EXERCISE
Transcribe the material in full. Nothing should differ except that the pictures are left out.

[Rows from a dataset]
_ _ _ _

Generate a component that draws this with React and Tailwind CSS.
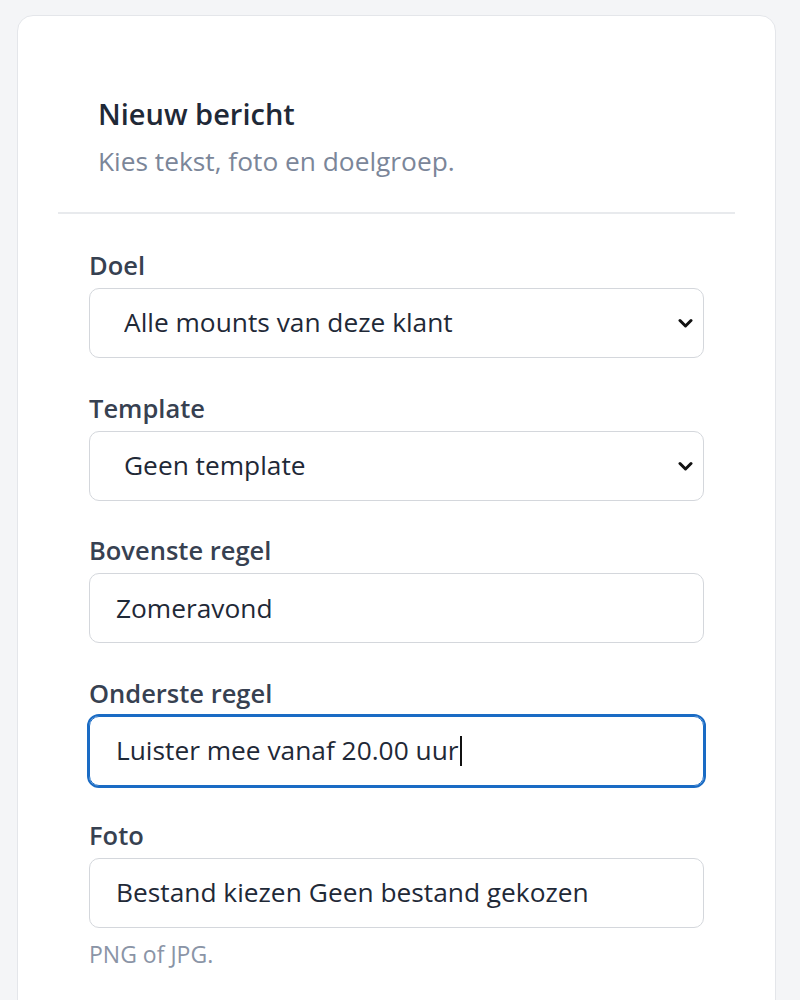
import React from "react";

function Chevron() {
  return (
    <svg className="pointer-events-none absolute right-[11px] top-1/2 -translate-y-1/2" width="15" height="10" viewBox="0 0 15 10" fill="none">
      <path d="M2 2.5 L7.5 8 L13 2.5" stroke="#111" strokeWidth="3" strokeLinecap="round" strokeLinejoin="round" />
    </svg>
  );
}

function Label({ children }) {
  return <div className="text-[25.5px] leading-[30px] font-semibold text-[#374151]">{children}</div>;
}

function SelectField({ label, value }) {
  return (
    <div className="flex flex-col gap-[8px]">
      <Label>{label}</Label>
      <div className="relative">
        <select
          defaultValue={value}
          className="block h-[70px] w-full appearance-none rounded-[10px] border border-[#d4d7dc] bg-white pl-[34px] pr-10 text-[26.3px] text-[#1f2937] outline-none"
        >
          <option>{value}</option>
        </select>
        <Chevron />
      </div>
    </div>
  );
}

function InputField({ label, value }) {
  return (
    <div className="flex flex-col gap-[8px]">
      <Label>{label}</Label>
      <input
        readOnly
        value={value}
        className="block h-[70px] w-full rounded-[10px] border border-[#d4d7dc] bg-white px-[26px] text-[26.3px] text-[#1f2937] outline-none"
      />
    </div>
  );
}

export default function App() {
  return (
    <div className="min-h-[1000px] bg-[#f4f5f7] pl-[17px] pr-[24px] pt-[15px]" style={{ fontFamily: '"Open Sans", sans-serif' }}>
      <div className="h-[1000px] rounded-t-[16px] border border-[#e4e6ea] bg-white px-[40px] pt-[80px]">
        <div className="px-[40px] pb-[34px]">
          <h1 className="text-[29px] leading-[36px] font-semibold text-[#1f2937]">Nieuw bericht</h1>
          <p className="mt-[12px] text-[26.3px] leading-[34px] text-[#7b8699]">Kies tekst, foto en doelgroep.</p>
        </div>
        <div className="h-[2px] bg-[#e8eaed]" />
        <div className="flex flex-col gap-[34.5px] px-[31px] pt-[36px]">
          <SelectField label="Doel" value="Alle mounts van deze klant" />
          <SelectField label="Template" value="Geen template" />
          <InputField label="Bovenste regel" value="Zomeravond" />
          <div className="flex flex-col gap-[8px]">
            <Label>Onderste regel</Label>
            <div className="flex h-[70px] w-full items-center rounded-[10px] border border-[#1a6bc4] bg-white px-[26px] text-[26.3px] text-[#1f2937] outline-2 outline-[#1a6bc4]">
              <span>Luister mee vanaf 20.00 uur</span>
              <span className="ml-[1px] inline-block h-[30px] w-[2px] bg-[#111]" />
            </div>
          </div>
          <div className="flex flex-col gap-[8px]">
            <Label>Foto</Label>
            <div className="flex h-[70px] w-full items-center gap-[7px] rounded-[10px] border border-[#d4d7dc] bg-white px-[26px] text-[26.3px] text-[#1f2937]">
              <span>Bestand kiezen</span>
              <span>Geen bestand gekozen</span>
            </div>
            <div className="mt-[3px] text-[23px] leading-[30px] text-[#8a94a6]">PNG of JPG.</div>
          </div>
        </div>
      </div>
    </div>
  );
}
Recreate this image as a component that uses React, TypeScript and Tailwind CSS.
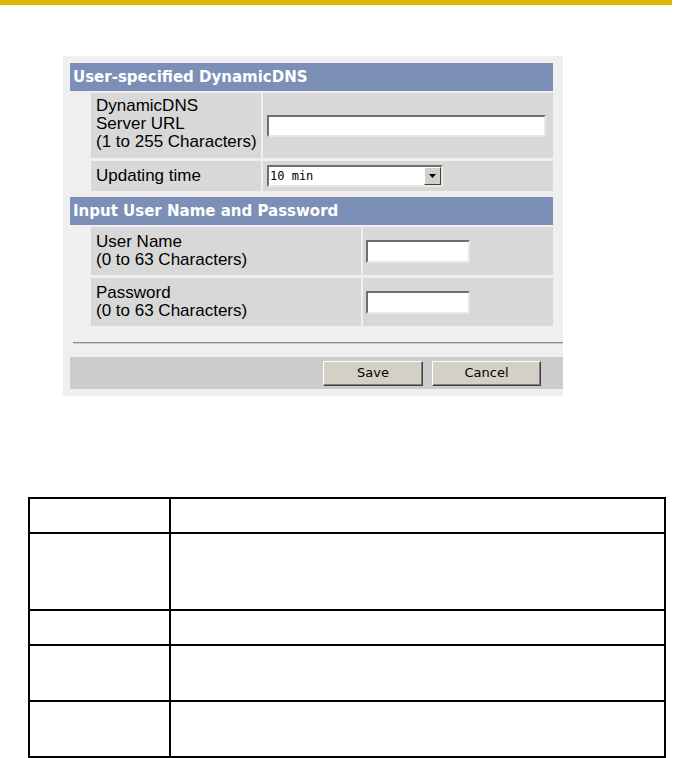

_ _ _ _

SOLUTION FOR THIS EXERCISE
Generate a component that draws this with React and Tailwind CSS.
import React from "react";

function Chevron() {
  return (
    <svg className="pointer-events-none absolute right-[11px] top-1/2 -translate-y-1/2" width="15" height="10" viewBox="0 0 15 10" fill="none">
      <path d="M2 2.5 L7.5 8 L13 2.5" stroke="#111" strokeWidth="3" strokeLinecap="round" strokeLinejoin="round" />
    </svg>
  );
}

function Label({ children }) {
  return <div className="text-[25.5px] leading-[30px] font-semibold text-[#374151]">{children}</div>;
}

function SelectField({ label, value }) {
  return (
    <div className="flex flex-col gap-[8px]">
      <Label>{label}</Label>
      <div className="relative">
        <select
          defaultValue={value}
          className="block h-[70px] w-full appearance-none rounded-[10px] border border-[#d4d7dc] bg-white pl-[34px] pr-10 text-[26.3px] text-[#1f2937] outline-none"
        >
          <option>{value}</option>
        </select>
        <Chevron />
      </div>
    </div>
  );
}

function InputField({ label, value }) {
  return (
    <div className="flex flex-col gap-[8px]">
      <Label>{label}</Label>
      <input
        readOnly
        value={value}
        className="block h-[70px] w-full rounded-[10px] border border-[#d4d7dc] bg-white px-[26px] text-[26.3px] text-[#1f2937] outline-none"
      />
    </div>
  );
}

export default function App() {
  return (
    <div className="min-h-[1000px] bg-[#f4f5f7] pl-[17px] pr-[24px] pt-[15px]" style={{ fontFamily: '"Open Sans", sans-serif' }}>
      <div className="h-[1000px] rounded-t-[16px] border border-[#e4e6ea] bg-white px-[40px] pt-[80px]">
        <div className="px-[40px] pb-[34px]">
          <h1 className="text-[29px] leading-[36px] font-semibold text-[#1f2937]">Nieuw bericht</h1>
          <p className="mt-[12px] text-[26.3px] leading-[34px] text-[#7b8699]">Kies tekst, foto en doelgroep.</p>
        </div>
        <div className="h-[2px] bg-[#e8eaed]" />
        <div className="flex flex-col gap-[34.5px] px-[31px] pt-[36px]">
          <SelectField label="Doel" value="Alle mounts van deze klant" />
          <SelectField label="Template" value="Geen template" />
          <InputField label="Bovenste regel" value="Zomeravond" />
          <div className="flex flex-col gap-[8px]">
            <Label>Onderste regel</Label>
            <div className="flex h-[70px] w-full items-center rounded-[10px] border border-[#1a6bc4] bg-white px-[26px] text-[26.3px] text-[#1f2937] outline-2 outline-[#1a6bc4]">
              <span>Luister mee vanaf 20.00 uur</span>
              <span className="ml-[1px] inline-block h-[30px] w-[2px] bg-[#111]" />
            </div>
          </div>
          <div className="flex flex-col gap-[8px]">
            <Label>Foto</Label>
            <div className="flex h-[70px] w-full items-center gap-[7px] rounded-[10px] border border-[#d4d7dc] bg-white px-[26px] text-[26.3px] text-[#1f2937]">
              <span>Bestand kiezen</span>
              <span>Geen bestand gekozen</span>
            </div>
            <div className="mt-[3px] text-[23px] leading-[30px] text-[#8a94a6]">PNG of JPG.</div>
          </div>
        </div>
      </div>
    </div>
  );
}
Recreate this image as a component that uses React, TypeScript and Tailwind CSS.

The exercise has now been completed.